Avec difficulté, elle a pu joindre des membres de sa famille, qui lui ont décrit des scènes d'"apocalypse". La maison de sa sœur, au centre-ville, a été soufflée. Sa nièce a réussi à sortir "miraculeusement" des gravats.
"Les images font penser à la guerre du Vietnam ou à Hiroshima", soupire cette Libanaise arrivée en France dans les années 1980, qui préside l'association Le Liban autrement. Elle s'inquiète du manque de place dans les hôpitaux, "déjà qu'il n'y avait pas beaucoup de matériel"...
Incompétence
Son mari Kamal Tarabey, ancien journaliste spécialiste du monde arabo-musulman, compare la catastrophe à un "séisme": "Même dans les pires années de la guerre civile, on n'a pas connu de tels dégâts dans un périmètre aussi important". "En colère", il attend qu'on pointe des responsabilités: "Rien ne marche au Liban, cette catastrophe vient s'ajouter à la crise économique, sociale, humanitaire..."

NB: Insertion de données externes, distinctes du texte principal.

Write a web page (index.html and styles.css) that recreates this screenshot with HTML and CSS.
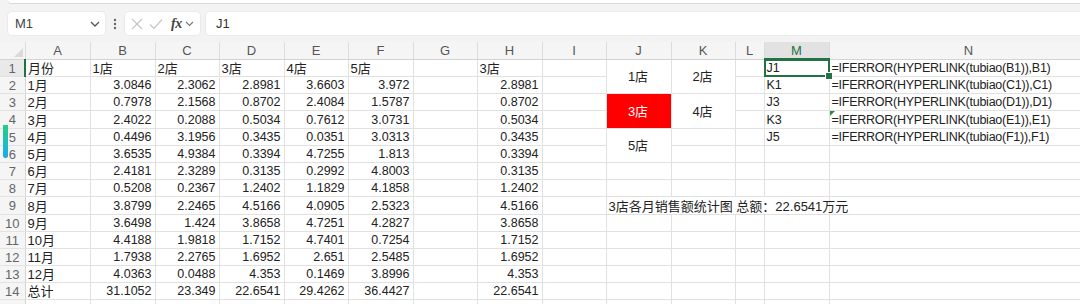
FILE: index.html
```html
<!DOCTYPE html>
<html lang="zh">
<head>
<meta charset="utf-8">
<title>Sheet</title>
<link rel="stylesheet" href="styles.css">
</head>
<body>
<div class="app">
  <div class="topstrip"><div class="ribbon-edge"></div></div>
  <div class="fbar">
    <div class="namebox">
      <span class="nb-text">M1</span>
      <svg class="chev" width="10" height="6" viewBox="0 0 10 6"><path d="M1 1 L5 5 L9 1" fill="none" stroke="#555" stroke-width="1.3"/></svg>
    </div>
    <div class="dots">
      <svg width="4" height="12" viewBox="0 0 4 12"><circle cx="2" cy="2" r="1.2" fill="#666"/><circle cx="2" cy="6" r="1.2" fill="#666"/><circle cx="2" cy="10" r="1.2" fill="#666"/></svg>
    </div>
    <div class="fxbox">
      <svg class="ico" width="12" height="12" viewBox="0 0 12 12"><path d="M1 1 L11 11 M11 1 L1 11" stroke="#c4c4c4" stroke-width="1.2"/></svg>
      <svg class="ico" width="14" height="12" viewBox="0 0 14 12"><path d="M1 6.5 L5 10.5 L13 1.5" fill="none" stroke="#c4c4c4" stroke-width="1.2"/></svg>
      <span class="fx">fx</span>
      <svg class="chev2" width="9" height="6" viewBox="0 0 9 6"><path d="M1 1 L4.5 4.5 L8 1" fill="none" stroke="#777" stroke-width="1.1"/></svg>
    </div>
    <div class="formula">J1</div>
  </div>
  <div class="gridwrap">
    <table class="sheet">
      <colgroup>
        <col class="w-rh"><col class="w65"><col class="w65"><col class="w64"><col class="w65"><col class="w64"><col class="w65"><col class="w64"><col class="w65"><col class="w64"><col class="w65"><col class="w64"><col class="w29"><col class="w65"><col class="w279">
      </colgroup>
      <thead>
        <tr>
          <th class="corner"><span class="tri"></span></th>
          <th>A</th><th>B</th><th>C</th><th>D</th><th>E</th><th>F</th><th>G</th><th>H</th><th>I</th><th>J</th><th>K</th><th>L</th><th class="hact">M</th><th>N</th>
        </tr>
      </thead>
      <tbody>
        <tr>
          <th class="rh ract">1</th>
          <td class="t z">月份</td><td class="t z">1店</td><td class="t z">2店</td><td class="t z">3店</td><td class="t z">4店</td><td class="t z">5店</td><td></td><td class="t z">3店</td><td></td>
          <td rowspan="2" class="m z">1店</td><td rowspan="2" class="m z">2店</td><td></td>
          <td class="t sel">J1</td><td class="t f">=IFERROR(HYPERLINK(tubiao(B1)),B1)</td>
        </tr>
        <tr>
          <th class="rh">2</th>
          <td class="t z">1月</td><td class="n">3.0846</td><td class="n">2.3062</td><td class="n">2.8981</td><td class="n">3.6603</td><td class="n">3.972</td><td></td><td class="n">2.8981</td><td></td>
          <td></td><td class="t">K1</td><td class="t f">=IFERROR(HYPERLINK(tubiao(C1)),C1)</td>
        </tr>
        <tr>
          <th class="rh">3</th>
          <td class="t z">2月</td><td class="n">0.7978</td><td class="n">2.1568</td><td class="n">0.8702</td><td class="n">2.4084</td><td class="n">1.5787</td><td></td><td class="n">0.8702</td><td></td>
          <td rowspan="2" class="m z red">3店</td><td rowspan="2" class="m z">4店</td><td></td>
          <td class="t">J3</td><td class="t f">=IFERROR(HYPERLINK(tubiao(D1)),D1)</td>
        </tr>
        <tr>
          <th class="rh">4</th>
          <td class="t z">3月</td><td class="n">2.4022</td><td class="n">0.2088</td><td class="n">0.5034</td><td class="n">0.7612</td><td class="n">3.0731</td><td></td><td class="n">0.5034</td><td></td>
          <td></td><td class="t">K3</td><td class="t f err">=IFERROR(HYPERLINK(tubiao(E1)),E1)</td>
        </tr>
        <tr>
          <th class="rh">5</th>
          <td class="t z">4月</td><td class="n">0.4496</td><td class="n">3.1956</td><td class="n">0.3435</td><td class="n">0.0351</td><td class="n">3.0313</td><td></td><td class="n">0.3435</td><td></td>
          <td rowspan="2" class="m z">5店</td><td></td><td></td>
          <td class="t">J5</td><td class="t f">=IFERROR(HYPERLINK(tubiao(F1)),F1)</td>
        </tr>
        <tr>
          <th class="rh">6</th>
          <td class="t z">5月</td><td class="n">3.6535</td><td class="n">4.9384</td><td class="n">0.3394</td><td class="n">4.7255</td><td class="n">1.813</td><td></td><td class="n">0.3394</td><td></td>
          <td></td><td></td><td></td><td></td>
        </tr>
        <tr>
          <th class="rh">7</th>
          <td class="t z">6月</td><td class="n">2.4181</td><td class="n">2.3289</td><td class="n">0.3135</td><td class="n">0.2992</td><td class="n">4.8003</td><td></td><td class="n">0.3135</td><td></td>
          <td></td><td></td><td></td><td></td><td></td>
        </tr>
        <tr>
          <th class="rh">8</th>
          <td class="t z">7月</td><td class="n">0.5208</td><td class="n">0.2367</td><td class="n">1.2402</td><td class="n">1.1829</td><td class="n">4.1858</td><td></td><td class="n">1.2402</td><td></td>
          <td></td><td></td><td></td><td></td><td></td>
        </tr>
        <tr>
          <th class="rh">9</th>
          <td class="t z">8月</td><td class="n">3.8799</td><td class="n">2.2465</td><td class="n">4.5166</td><td class="n">4.0905</td><td class="n">2.5323</td><td></td><td class="n">4.5166</td><td></td>
          <td colspan="4" class="t z over">3店各月销售额统计图 总额：22.6541万元</td><td></td>
        </tr>
        <tr>
          <th class="rh">10</th>
          <td class="t z">9月</td><td class="n">3.6498</td><td class="n">1.424</td><td class="n">3.8658</td><td class="n">4.7251</td><td class="n">4.2827</td><td></td><td class="n">3.8658</td><td></td>
          <td></td><td></td><td></td><td></td><td></td>
        </tr>
        <tr>
          <th class="rh">11</th>
          <td class="t z">10月</td><td class="n">4.4188</td><td class="n">1.9818</td><td class="n">1.7152</td><td class="n">4.7401</td><td class="n">0.7254</td><td></td><td class="n">1.7152</td><td></td>
          <td></td><td></td><td></td><td></td><td></td>
        </tr>
        <tr>
          <th class="rh">12</th>
          <td class="t z">11月</td><td class="n">1.7938</td><td class="n">2.2765</td><td class="n">1.6952</td><td class="n">2.651</td><td class="n">2.5485</td><td></td><td class="n">1.6952</td><td></td>
          <td></td><td></td><td></td><td></td><td></td>
        </tr>
        <tr>
          <th class="rh">13</th>
          <td class="t z">12月</td><td class="n">4.0363</td><td class="n">0.0488</td><td class="n">4.353</td><td class="n">0.1469</td><td class="n">3.8996</td><td></td><td class="n">4.353</td><td></td>
          <td></td><td></td><td></td><td></td><td></td>
        </tr>
        <tr>
          <th class="rh">14</th>
          <td class="t z">总计</td><td class="n">31.1052</td><td class="n">23.349</td><td class="n">22.6541</td><td class="n">29.4262</td><td class="n">36.4427</td><td></td><td class="n">22.6541</td><td></td>
          <td></td><td></td><td></td><td></td><td></td>
        </tr>
        <tr>
          <th class="rh"></th>
          <td></td><td></td><td></td><td></td><td></td><td></td><td></td><td></td><td></td><td></td><td></td><td></td><td></td><td></td>
        </tr>
      </tbody>
    </table>
    <div class="cursorbar"></div>
  </div>
</div>
</body>
</html>
```

FILE: styles.css
```css
* { box-sizing: border-box; }
html, body { margin: 0; padding: 0; }
body {
  width: 1080px;
  height: 304px;
  overflow: hidden;
  background: #f3f3f3;
  font-family: "Liberation Sans", "Noto Sans CJK SC", sans-serif;
  color: #222;
}
.app { display: flex; flex-direction: column; height: 304px; }

.topstrip { height: 4px; padding-left: 8px; background: #f3f3f3; }
.ribbon-edge {
  height: 3px;
  background: #fff;
  border-bottom-left-radius: 6px;
  box-shadow: 0 1px 1px rgba(0, 0, 0, 0.12);
}

.fbar {
  height: 38px;
  flex: none;
  display: flex;
  align-items: flex-start;
  padding: 8px 0 0 8px;
  background: #f3f3f3;
}
.namebox {
  width: 97px;
  height: 23px;
  background: #fff;
  border-radius: 4px;
  display: flex;
  align-items: center;
  justify-content: space-between;
  padding: 0 5px 0 7px;
  box-shadow: 0 0 0 1px #eaeaea;
}
.nb-text { font-size: 13px; color: #444; }
.dots { width: 20px; height: 23px; display: flex; align-items: center; justify-content: center; }
.fxbox {
  width: 75px;
  height: 23px;
  background: #fff;
  border-radius: 4px;
  display: flex;
  align-items: center;
  padding-left: 6px;
  gap: 6px;
  box-shadow: 0 0 0 1px #eaeaea;
}
.fx {
  font-family: "Liberation Serif", serif;
  font-style: italic;
  font-weight: bold;
  font-size: 14px;
  color: #444;
  margin-left: 2px;
  letter-spacing: -0.5px;
}
.chev2 { margin-left: -3px; }
.formula {
  flex: 1;
  margin-left: 6px;
  height: 23px;
  background: #fff;
  border-radius: 4px 0 0 4px;
  display: flex;
  align-items: center;
  padding-left: 10px;
  font-size: 13px;
  color: #333;
  box-shadow: 0 0 0 1px #eaeaea;
}

.gridwrap { position: relative; flex: 1; overflow: hidden; background: #fff; }
.sheet {
  border-collapse: collapse;
  table-layout: fixed;
  width: 1108px;
  font-size: 12.5px;
}
.w-rh { width: 25px; }
.w65 { width: 65px; }
.w64 { width: 64px; }
.w29 { width: 29px; }
.w279 { width: 279px; }

.sheet thead tr { height: 17px; }
.sheet thead th {
  padding: 1px 0 0;
  background: #f5f5f5;
  font-weight: normal;
  font-size: 13px;
  color: #555;
  border-right: 1px solid #dcdcdc;
  border-bottom: 1px solid #d4d4d4;
  line-height: 15px;
  text-align: center;
}
.sheet thead th.hact {
  background: #e2e2e2;
  color: #217346;
  border-bottom: 2px solid #217346;
}
.corner { position: relative; }
.tri {
  position: absolute;
  right: 2px;
  bottom: 2px;
  width: 0;
  height: 0;
  border-left: 9px solid transparent;
  border-bottom: 9px solid #dadada;
}
.sheet tbody tr { height: 17.2px; }
.sheet th.rh {
  padding: 1px 0 0;
  background: #f5f5f5;
  font-weight: normal;
  font-size: 13px;
  color: #666;
  text-align: center;
  border-right: 1px solid #d4d4d4;
  border-bottom: 1px solid #e3e3e3;
  line-height: 15px;
}
.sheet th.ract {
  background: #e9e9e9;
  border-right: 2px solid #217346;
}
.sheet td {
  padding: 1px 3px 0 2px;
  border: 1px solid #e1e1e1;
  line-height: 15px;
  white-space: nowrap;
  overflow: hidden;
  vertical-align: bottom;
}
.z { font-size: 13px; }
.t { text-align: left; }
.n { text-align: right; }
.m { text-align: center; vertical-align: middle !important; }
.red { background: #ff0000; color: #fff; }
.f { overflow: visible !important; letter-spacing: -0.25px; }
.over {
  overflow: visible !important;
  border-left: 1px solid #e1e1e1;
  border-right: 1px solid #e1e1e1;
}
.sel { position: relative; overflow: visible !important; }
.sel::after {
  content: "";
  position: absolute;
  left: -1px;
  top: -1px;
  right: -1px;
  bottom: -1px;
  border: 2px solid #217346;
}
.sel::before {
  content: "";
  position: absolute;
  right: -4px;
  bottom: -4px;
  width: 6px;
  height: 6px;
  background: #217346;
  border: 1px solid #fff;
  z-index: 2;
}
.err { position: relative; }
.err::before {
  content: "";
  position: absolute;
  left: 0;
  top: 0;
  width: 0;
  height: 0;
  border-top: 5px solid #2e8b3e;
  border-right: 5px solid transparent;
}
.cursorbar {
  position: absolute;
  left: 3px;
  top: 83px;
  width: 5px;
  height: 33px;
  border-radius: 0 0 3px 3px;
  background: linear-gradient(#25cf7d, #18b9d6 70%, #1aa8e8);
}
```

Le pays est secoué par sa pire crise économique depuis des décennies, marquée par une dépréciation inédite de sa monnaie qui a plongé près de la moitié de la population dans la pauvreté.
"Cette tragédie est une preuve de plus de l'incompétence de la classe politique qui a gouverné le Liban depuis plusieurs décennies", s'indigne Antoine Fleyfel, philosophe et théologien franco-libanais. "Je vois mon pays s'effondrer de plus en plus". Il confie par ailleurs "manquer de mots" pour exprimer sa tristesse.

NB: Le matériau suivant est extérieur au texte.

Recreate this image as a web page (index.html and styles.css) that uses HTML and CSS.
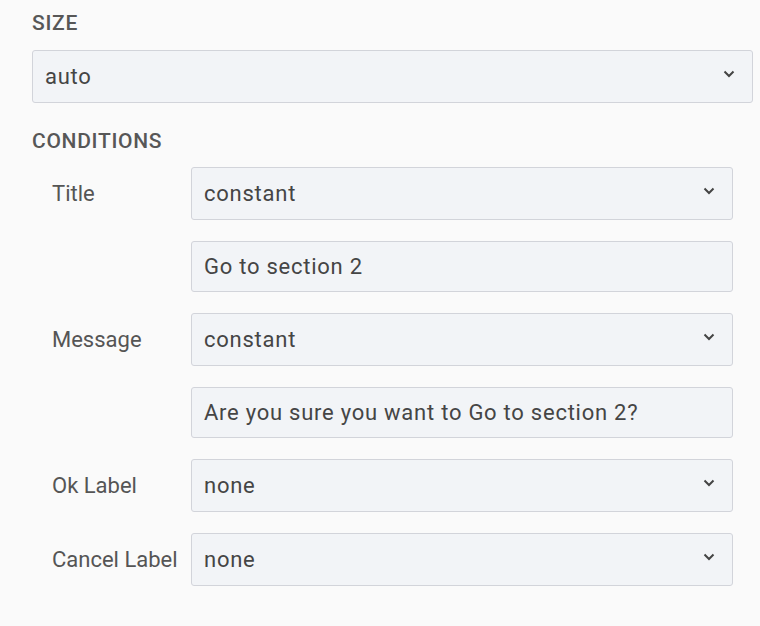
FILE: index.html
```html
<!DOCTYPE html>
<html>
<head>
<meta charset="utf-8">
<link rel="stylesheet" href="styles.css">
</head>
<body>
<div class="panel">
  <h2 class="section-title">SIZE</h2>
  <div class="field select size-select">
    <span class="value">auto</span>
    <svg class="chevron" width="12" height="8" viewBox="0 0 12 8"><path d="M1.5 1.5 L6 6 L10.5 1.5" fill="none" stroke="#444" stroke-width="2"/></svg>
  </div>
  <h2 class="section-title conditions-title">CONDITIONS</h2>
  <div class="conditions">
    <div class="row">
      <div class="label">Title</div>
      <div class="fields">
        <div class="field select">
          <span class="value">constant</span>
          <svg class="chevron" width="12" height="8" viewBox="0 0 12 8"><path d="M1.5 1.5 L6 6 L10.5 1.5" fill="none" stroke="#444" stroke-width="2"/></svg>
        </div>
        <div class="field input"><span class="value">Go to section 2</span></div>
      </div>
    </div>
    <div class="row">
      <div class="label">Message</div>
      <div class="fields">
        <div class="field select">
          <span class="value">constant</span>
          <svg class="chevron" width="12" height="8" viewBox="0 0 12 8"><path d="M1.5 1.5 L6 6 L10.5 1.5" fill="none" stroke="#444" stroke-width="2"/></svg>
        </div>
        <div class="field input"><span class="value">Are you sure you want to Go to section 2?</span></div>
      </div>
    </div>
    <div class="row">
      <div class="label">Ok Label</div>
      <div class="fields">
        <div class="field select">
          <span class="value">none</span>
          <svg class="chevron" width="12" height="8" viewBox="0 0 12 8"><path d="M1.5 1.5 L6 6 L10.5 1.5" fill="none" stroke="#444" stroke-width="2"/></svg>
        </div>
      </div>
    </div>
    <div class="row">
      <div class="label">Cancel Label</div>
      <div class="fields">
        <div class="field select">
          <span class="value">none</span>
          <svg class="chevron" width="12" height="8" viewBox="0 0 12 8"><path d="M1.5 1.5 L6 6 L10.5 1.5" fill="none" stroke="#444" stroke-width="2"/></svg>
        </div>
      </div>
    </div>
  </div>
</div>
</body>
</html>
```
FILE: styles.css
```css
html, body {
  margin: 0;
  padding: 0;
  background: #fafafa;
}
body {
  font-family: Roboto, "Liberation Sans", sans-serif;
  color: #4a4a4a;
}
.panel {
  padding: 11px 7px 0 32px;
}
.section-title {
  margin: 0;
  font-size: 21px;
  line-height: 24px;
  font-weight: 500;
  letter-spacing: 0.7px;
  color: #575757;
}
.size-select {
  margin-top: 15px;
  height: 52px;
}
.conditions-title {
  margin-top: 26px;
}
.conditions {
  margin-top: 14px;
  padding: 0 20px;
  display: flex;
  flex-direction: column;
  gap: 21px;
}
.row {
  display: flex;
}
.label {
  width: 139px;
  flex: none;
  height: 53px;
  display: flex;
  align-items: center;
  font-size: 22px;
  color: #555;
  white-space: nowrap;
}
.fields {
  flex: 1;
  display: flex;
  flex-direction: column;
  gap: 21px;
}
.field {
  box-sizing: border-box;
  border: 1px solid #d2d4da;
  border-radius: 3px;
  background: #f2f4f7;
  display: flex;
  align-items: center;
  padding: 0 17px 0 12px;
  font-size: 22px;
  color: #454545;
}
.select {
  height: 53px;
}
.input {
  height: 51px;
}
.value {
  flex: 1;
  white-space: nowrap;
  letter-spacing: 0.75px;
}
.chevron {
  flex: none;
  margin-bottom: 6px;
}
```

Pour Salim Eddé, 61 ans, cofondateur de la société Murex (éditeur de logiciels), qui emploie 670 personnes à Beyrouth, c'est la catastrophe de trop: "Le pays est déjà à genoux, il mérite beaucoup mieux que ça".
"Descente aux enfers"
Les déflagrations ont tué plus de 100 personnes et blessé plus de 4.000 autres, selon le bilan de la Croix Rouge libanaise mercredi.

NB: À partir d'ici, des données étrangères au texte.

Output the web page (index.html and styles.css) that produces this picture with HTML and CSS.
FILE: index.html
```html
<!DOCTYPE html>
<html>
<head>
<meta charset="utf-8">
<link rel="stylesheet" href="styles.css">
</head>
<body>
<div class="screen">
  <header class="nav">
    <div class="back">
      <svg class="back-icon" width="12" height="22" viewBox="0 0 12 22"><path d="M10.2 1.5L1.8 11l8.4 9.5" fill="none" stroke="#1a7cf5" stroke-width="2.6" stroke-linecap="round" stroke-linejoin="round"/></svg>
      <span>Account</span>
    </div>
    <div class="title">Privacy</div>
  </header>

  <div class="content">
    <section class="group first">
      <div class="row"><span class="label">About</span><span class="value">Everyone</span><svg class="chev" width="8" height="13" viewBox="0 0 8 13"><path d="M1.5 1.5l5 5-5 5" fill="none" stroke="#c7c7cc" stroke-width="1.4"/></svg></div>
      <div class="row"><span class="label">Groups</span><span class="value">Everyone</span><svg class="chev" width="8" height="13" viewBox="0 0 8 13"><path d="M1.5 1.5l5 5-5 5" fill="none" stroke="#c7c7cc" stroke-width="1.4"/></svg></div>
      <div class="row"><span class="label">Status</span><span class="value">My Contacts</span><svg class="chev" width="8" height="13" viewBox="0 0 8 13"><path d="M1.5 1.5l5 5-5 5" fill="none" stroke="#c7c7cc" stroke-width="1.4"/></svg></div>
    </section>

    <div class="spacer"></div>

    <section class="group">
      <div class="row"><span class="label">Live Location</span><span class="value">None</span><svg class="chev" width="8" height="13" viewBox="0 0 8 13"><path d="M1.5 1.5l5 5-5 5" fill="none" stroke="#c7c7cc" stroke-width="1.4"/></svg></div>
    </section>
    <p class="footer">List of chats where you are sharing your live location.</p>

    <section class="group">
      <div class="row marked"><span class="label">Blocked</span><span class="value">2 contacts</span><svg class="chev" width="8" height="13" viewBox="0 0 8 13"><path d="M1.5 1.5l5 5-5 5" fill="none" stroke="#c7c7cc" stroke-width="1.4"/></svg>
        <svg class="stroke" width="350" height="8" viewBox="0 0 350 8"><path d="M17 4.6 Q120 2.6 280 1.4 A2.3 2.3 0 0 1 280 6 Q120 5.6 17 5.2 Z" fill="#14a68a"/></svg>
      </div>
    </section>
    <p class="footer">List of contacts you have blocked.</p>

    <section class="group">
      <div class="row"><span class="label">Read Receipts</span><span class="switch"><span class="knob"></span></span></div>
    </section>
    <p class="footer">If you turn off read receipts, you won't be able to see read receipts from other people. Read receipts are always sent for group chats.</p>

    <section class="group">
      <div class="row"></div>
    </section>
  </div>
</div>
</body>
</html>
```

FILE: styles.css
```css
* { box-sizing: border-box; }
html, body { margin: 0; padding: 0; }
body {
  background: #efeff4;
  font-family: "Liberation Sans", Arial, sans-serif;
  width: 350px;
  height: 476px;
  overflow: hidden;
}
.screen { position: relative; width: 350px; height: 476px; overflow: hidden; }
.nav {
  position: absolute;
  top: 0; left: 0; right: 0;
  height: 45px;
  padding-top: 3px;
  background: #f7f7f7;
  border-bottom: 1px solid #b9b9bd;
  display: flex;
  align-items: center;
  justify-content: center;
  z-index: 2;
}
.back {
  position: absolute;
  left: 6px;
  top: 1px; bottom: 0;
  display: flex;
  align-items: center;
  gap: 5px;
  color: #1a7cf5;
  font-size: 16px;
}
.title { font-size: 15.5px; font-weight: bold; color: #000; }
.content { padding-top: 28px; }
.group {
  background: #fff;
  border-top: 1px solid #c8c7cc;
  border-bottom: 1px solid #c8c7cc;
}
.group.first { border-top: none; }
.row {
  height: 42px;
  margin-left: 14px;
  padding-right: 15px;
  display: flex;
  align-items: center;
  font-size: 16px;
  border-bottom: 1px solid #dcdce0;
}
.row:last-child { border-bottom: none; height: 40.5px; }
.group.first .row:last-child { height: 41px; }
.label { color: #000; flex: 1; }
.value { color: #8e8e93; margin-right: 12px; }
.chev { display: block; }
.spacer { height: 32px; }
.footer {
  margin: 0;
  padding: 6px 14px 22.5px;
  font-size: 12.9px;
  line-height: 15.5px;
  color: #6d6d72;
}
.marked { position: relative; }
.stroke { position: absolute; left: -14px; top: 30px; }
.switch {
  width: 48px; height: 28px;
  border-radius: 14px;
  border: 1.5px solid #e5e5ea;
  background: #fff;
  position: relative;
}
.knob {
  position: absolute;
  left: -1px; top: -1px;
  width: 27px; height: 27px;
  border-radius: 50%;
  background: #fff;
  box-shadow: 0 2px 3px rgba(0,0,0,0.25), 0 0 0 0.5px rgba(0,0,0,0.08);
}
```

A Toulouse mercredi soir, un rassemblement à l'appel d'une association culturelle libanaise, a réuni quelque 80 personnes place du Capitole, en soutien à Beyrouth sinistrée. Portant des drapeaux frappés du Cèdre, elles ont écrit avec des bougies le mot "Liban" au sol, avant d'entonner l'hymne libanais et la Marseillaise.
"Clairement, c’est un signe de la désorganisation de l’État" estimait Farah Fakhaoui, Franco-Libanaise de 31 ans, enveloppée dans le drapeau libanais, qui a pris des nouvelles de sa famille: "Aujourd’hui, il y a une colère chez eux, ils savent qu’ils ne connaîtront jamais la vérité".
Pour Farid, 27 ans, ingénieur en aéronautique, "c’est le système politique libanais qui est défaillant (...) Le gouvernement est corrompu, il prend les richesses du peuple".
"On se disait qu’il ne pouvait rien arriver de pire quand le Liban s’enfonçait, mais il est arrivé quelque chose de pire".
"Ca commence à faire beaucoup pour le peuple libanais, c'est un coup de massue pour le pays", renchérit Armand Khoury, président de l'association culturelle Asnières Liban amitié, en région parisienne, pendu au téléphone depuis l'annonce du drame, "abasourdi" par les images "de désolation" qu'il voit défiler et qui lui rappellent "la guerre du Liban de 1975 à 1990". Il a d'ores et déjà lancé une cagnotte pour récolter de l'aide.
Pour ne pas "désespérer", Samar Seraqui de Buttafoco, une blogueuse dont le compte Instagram compte plus de 100.000 abonnés, a aussi commencé à récolter des fonds. "Des textos annonçant des tragédies, j'en reçois trop souvent du Liban", déplore l'activiste de 37 ans, arrivée en France à 20 ans. "Ce pays cumule malheureusement trop de difficultés. La suite, on la connaît: ce sera une crise écologique et sanitaire".
"Je ne vois pas d'issue de secours, c'est une descente aux enfers", se lamente aussi Simona Saba, une ingénieure installée en France depuis dix ans. La nouvelle, apprise par une amie mardi soir, a été "un choc". "Avec tous les problèmes qu'il connaît depuis un moment, ce peuple ne peut pas souffrir encore plus", estime-t-elle.